> [Data provided]:
━━━━━━━━━━━━━━━━━━━━
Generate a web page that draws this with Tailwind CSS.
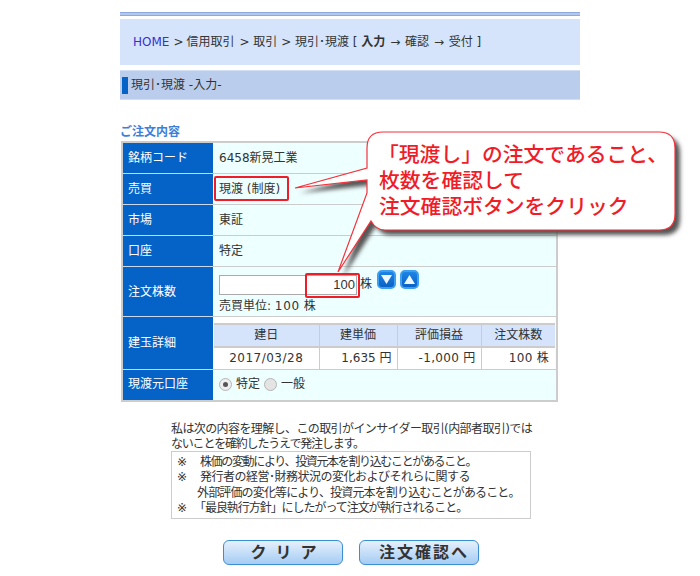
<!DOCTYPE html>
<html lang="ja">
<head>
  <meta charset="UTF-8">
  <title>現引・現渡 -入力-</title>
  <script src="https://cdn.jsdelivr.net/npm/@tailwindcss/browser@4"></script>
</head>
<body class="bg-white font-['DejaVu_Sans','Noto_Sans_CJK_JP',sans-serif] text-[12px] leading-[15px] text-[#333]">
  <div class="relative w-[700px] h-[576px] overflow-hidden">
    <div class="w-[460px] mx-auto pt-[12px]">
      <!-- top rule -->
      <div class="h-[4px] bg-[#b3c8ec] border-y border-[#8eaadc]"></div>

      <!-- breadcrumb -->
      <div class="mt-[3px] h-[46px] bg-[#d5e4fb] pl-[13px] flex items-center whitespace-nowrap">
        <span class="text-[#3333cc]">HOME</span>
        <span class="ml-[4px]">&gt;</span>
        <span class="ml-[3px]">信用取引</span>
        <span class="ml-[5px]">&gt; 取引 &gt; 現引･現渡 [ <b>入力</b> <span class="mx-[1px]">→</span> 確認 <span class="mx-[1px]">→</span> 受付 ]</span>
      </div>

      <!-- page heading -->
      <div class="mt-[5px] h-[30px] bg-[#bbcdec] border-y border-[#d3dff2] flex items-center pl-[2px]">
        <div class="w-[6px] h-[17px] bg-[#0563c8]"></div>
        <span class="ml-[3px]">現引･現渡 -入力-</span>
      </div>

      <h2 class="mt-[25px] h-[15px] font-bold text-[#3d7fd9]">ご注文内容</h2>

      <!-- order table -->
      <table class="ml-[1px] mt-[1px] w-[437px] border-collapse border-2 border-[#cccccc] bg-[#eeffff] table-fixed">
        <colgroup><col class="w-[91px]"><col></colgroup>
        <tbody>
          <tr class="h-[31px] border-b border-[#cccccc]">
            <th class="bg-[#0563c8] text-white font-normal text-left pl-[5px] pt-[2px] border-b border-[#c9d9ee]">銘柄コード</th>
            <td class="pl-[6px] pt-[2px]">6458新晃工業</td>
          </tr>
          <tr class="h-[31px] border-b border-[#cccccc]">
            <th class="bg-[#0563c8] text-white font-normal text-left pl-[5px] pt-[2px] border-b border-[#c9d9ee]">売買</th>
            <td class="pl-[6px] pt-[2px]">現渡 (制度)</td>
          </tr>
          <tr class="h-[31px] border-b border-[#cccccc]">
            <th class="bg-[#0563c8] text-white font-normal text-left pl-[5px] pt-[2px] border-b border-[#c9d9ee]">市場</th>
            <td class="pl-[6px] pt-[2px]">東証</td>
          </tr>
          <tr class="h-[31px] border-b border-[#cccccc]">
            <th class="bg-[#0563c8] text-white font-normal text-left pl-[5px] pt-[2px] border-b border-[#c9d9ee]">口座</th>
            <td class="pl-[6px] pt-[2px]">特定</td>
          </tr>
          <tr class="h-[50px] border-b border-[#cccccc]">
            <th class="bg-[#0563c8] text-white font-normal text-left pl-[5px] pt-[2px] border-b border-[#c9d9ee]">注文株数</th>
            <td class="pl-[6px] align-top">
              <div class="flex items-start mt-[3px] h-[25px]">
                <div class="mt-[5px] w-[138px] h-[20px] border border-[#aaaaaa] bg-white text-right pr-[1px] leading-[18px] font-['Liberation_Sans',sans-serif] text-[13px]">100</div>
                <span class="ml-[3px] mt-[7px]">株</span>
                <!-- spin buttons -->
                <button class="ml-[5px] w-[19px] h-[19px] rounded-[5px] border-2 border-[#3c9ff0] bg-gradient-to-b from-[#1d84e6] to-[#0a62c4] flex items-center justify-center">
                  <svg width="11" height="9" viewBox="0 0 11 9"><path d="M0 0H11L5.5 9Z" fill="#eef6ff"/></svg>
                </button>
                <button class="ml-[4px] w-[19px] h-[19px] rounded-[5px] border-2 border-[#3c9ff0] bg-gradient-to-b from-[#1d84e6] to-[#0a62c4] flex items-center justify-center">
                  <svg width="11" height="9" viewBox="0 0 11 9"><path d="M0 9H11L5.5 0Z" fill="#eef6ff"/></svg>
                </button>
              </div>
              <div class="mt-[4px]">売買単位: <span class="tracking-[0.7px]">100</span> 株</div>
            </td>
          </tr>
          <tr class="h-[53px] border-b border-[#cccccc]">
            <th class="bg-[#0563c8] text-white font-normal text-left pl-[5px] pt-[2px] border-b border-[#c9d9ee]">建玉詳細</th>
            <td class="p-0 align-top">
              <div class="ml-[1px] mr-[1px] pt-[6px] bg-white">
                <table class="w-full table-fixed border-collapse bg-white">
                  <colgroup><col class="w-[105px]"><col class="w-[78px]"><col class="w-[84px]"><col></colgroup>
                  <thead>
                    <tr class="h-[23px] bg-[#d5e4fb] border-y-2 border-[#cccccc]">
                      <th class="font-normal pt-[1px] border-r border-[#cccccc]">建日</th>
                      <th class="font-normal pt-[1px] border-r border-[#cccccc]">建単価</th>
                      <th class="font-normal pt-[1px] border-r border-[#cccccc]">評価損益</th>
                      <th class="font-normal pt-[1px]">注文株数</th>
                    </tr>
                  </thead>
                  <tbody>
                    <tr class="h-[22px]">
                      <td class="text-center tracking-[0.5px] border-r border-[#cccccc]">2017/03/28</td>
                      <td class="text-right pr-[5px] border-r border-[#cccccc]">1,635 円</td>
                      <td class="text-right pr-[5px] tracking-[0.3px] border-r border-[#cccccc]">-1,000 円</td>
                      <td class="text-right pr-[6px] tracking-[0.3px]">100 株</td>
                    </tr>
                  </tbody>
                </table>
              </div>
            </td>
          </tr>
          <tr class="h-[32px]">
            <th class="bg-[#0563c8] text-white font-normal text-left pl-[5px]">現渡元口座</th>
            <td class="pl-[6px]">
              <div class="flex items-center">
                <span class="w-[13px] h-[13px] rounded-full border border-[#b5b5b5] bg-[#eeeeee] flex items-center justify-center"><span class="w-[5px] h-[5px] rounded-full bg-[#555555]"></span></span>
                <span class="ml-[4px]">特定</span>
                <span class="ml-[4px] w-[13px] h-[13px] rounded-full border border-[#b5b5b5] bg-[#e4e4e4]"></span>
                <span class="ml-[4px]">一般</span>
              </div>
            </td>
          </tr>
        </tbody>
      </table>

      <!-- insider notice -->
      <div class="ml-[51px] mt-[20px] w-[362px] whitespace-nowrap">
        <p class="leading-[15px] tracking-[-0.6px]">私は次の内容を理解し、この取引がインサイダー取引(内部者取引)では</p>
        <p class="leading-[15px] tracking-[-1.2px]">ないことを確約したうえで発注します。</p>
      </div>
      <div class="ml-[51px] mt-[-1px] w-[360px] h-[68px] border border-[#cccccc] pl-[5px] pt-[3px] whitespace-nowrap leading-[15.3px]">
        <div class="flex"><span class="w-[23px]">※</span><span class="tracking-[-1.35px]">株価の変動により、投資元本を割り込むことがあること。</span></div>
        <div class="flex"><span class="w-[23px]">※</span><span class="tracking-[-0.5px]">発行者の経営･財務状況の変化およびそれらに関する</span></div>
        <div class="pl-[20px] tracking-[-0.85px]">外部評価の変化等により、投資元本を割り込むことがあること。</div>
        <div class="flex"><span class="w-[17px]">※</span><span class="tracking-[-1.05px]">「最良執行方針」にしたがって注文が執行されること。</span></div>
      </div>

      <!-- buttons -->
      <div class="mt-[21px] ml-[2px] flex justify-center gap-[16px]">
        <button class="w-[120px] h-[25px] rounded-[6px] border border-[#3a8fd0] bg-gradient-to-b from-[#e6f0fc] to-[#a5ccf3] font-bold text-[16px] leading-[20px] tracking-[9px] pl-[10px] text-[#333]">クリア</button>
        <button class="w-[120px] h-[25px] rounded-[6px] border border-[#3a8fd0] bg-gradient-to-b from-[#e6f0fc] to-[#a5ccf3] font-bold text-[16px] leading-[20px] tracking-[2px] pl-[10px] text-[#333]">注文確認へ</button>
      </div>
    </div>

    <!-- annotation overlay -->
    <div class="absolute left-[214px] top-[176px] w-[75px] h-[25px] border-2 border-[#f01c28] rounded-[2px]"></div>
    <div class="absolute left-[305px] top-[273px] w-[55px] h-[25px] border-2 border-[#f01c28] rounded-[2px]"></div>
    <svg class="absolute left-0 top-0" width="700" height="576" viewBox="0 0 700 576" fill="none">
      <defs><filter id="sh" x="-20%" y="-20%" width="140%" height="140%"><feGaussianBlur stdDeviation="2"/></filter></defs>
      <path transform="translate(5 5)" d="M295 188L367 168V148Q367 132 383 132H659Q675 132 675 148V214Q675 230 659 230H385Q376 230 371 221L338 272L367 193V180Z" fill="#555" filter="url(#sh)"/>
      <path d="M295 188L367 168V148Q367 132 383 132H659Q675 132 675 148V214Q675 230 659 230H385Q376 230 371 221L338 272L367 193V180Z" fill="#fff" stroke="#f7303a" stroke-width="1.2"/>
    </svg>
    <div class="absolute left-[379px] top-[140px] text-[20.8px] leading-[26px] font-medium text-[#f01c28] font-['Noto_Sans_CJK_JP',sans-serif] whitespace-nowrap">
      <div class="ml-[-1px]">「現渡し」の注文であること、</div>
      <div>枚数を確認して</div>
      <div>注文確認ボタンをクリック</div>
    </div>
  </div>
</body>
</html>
━━━━━━━━━━━━━━━━━━━━
Say how many lines have the string "page" in them, offering no words beyond the number.

2